Ward, Green and Staffell (2019) argue that generators bid differently from their marginal costs for strategic reasons. The authors suggest a method to simulate the merit order based on multiple possible bidding behaviors, leading to price formation that differs from the SRMC approach. Nonetheless, the statistical model applied in this study has been validated by
Keles et al. (2012) and, more recently, by
Keles and Dehler-Holland (2022), with a good performance in simulating stochastic electricity prices. Further, our model does not directly capture curtailment; instead, it calculates lower capture prices by including negative price hours. This slightly decreases the reported capture prices compared to assuming that wind and solar producers would curtail at negative prices.
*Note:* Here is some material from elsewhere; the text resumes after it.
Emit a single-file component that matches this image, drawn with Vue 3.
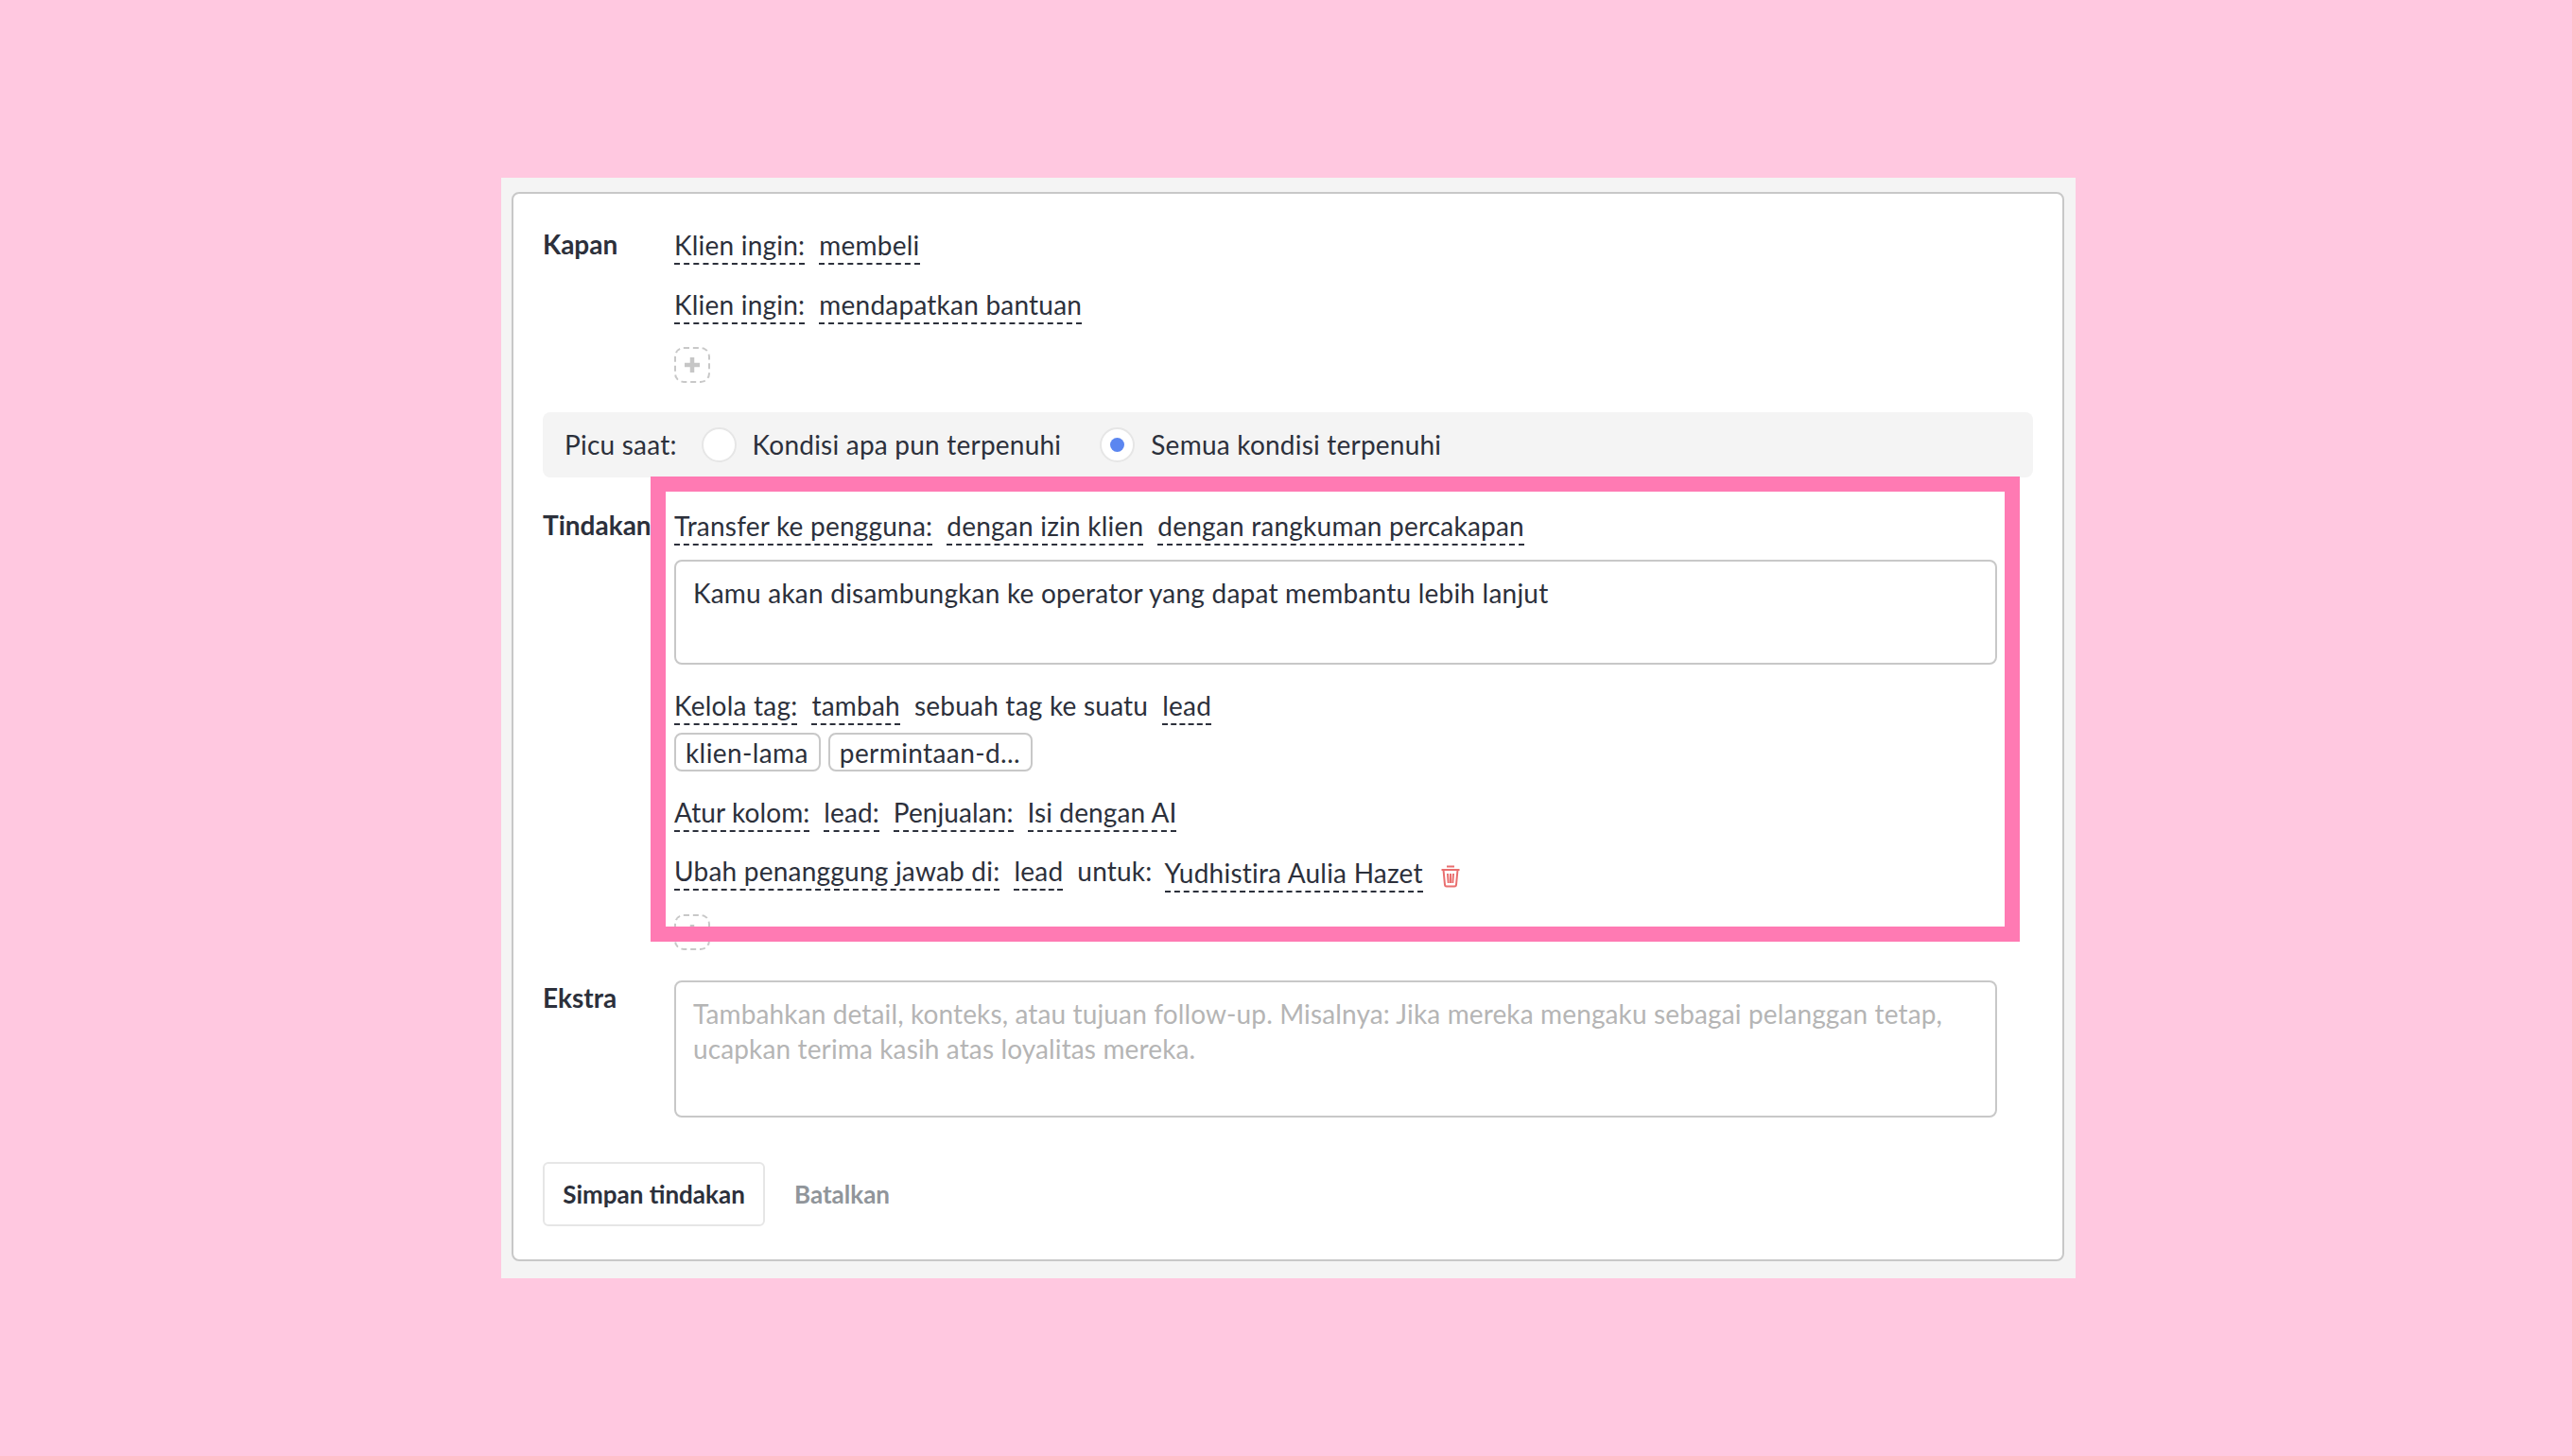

However, since curtailment behavior is highly uncertain, depending not only on the contractual situation but also on the individual behavior of grid operators, we have chosen to exclude this from the analysis.
6. Conclusions
Our study quantifies the impact of revenue stabilization via two-sided CfDs on debt size by considering the impact of revenue variability on financial distress costs. While comparing a hypothetical offshore wind farm in the North Sea with two revenue scenarios—one with the CfD and another with fully merchant revenues—we find revenue stabilization to increase debt size by between 27 percent and 15 percent, depending on the power price scenario. The CfD project maximizes shareholder value at the highest measured debt size of 90 percent, while the merchant project does so at a gearing of 74 percent in an electricity price scenario where power prices reach 92 EUR/MWh in 2040. In an alternative electricity price setting with prices reaching 62 EUR/MWh, the difference between the projects is even larger, with optimal debt size at 77 percent for the CfD project and at 50 percent for the merchant project. We subsequently show that revenue stabilization could save electricity consumers between 12 to 18 EUR/MWh in electricity generation costs, depending on the power price scenario. Such savings could justify the government taking on revenue stabilization instead of leaving this to the private market via corporate PPAs. However, a more detailed investigation of the costs and benefits would be needed along the lines of
Gohdes et al. (2023). Our analysis also points out the impact of financing conditions on leverage. An improvement in the DSCR from 1.6 to 1.35, an increase in loan duration from 15 to 18 years, and a decrease in interest rates from 3.5 percent to 1.96 percent, increases optimal debt size by 36 pp for the merchant project in the low-price scenario, compared to a 0.44 pp increase from accounting for negative power prices.
These results highlight the importance of revenue stabilization mechanisms, showing for the first time their impact on debt size quantitatively and demystifying the debate (
Wind Europe 2018) on the implications of merchant risk on generation costs and financial distress. Revenue stabilization is crucial for helping Europe mobilize low-cost capital (
Klaaßen and Steffen 2023) to reach its ambitious offshore wind goals. Along those lines, future research could build upon this study and similar lines of research (
Gohdes 2023;
Gohdes et al. 2022,
2023) and investigate in more detail the impacts of specific CfD designs (
Kitzing et al. 2024). The analysis could deal with both the risk to the bidder and the government that bears the risk of CfD payments. In the wake of soaring electricity prices in 2023 (
DG Energy 2023), European governments have started realizing the benefits of CfDs for producers and electricity consumers. However, questions regarding their most optimal design and the impacts of this on renewables rollout, risk, and financing remain.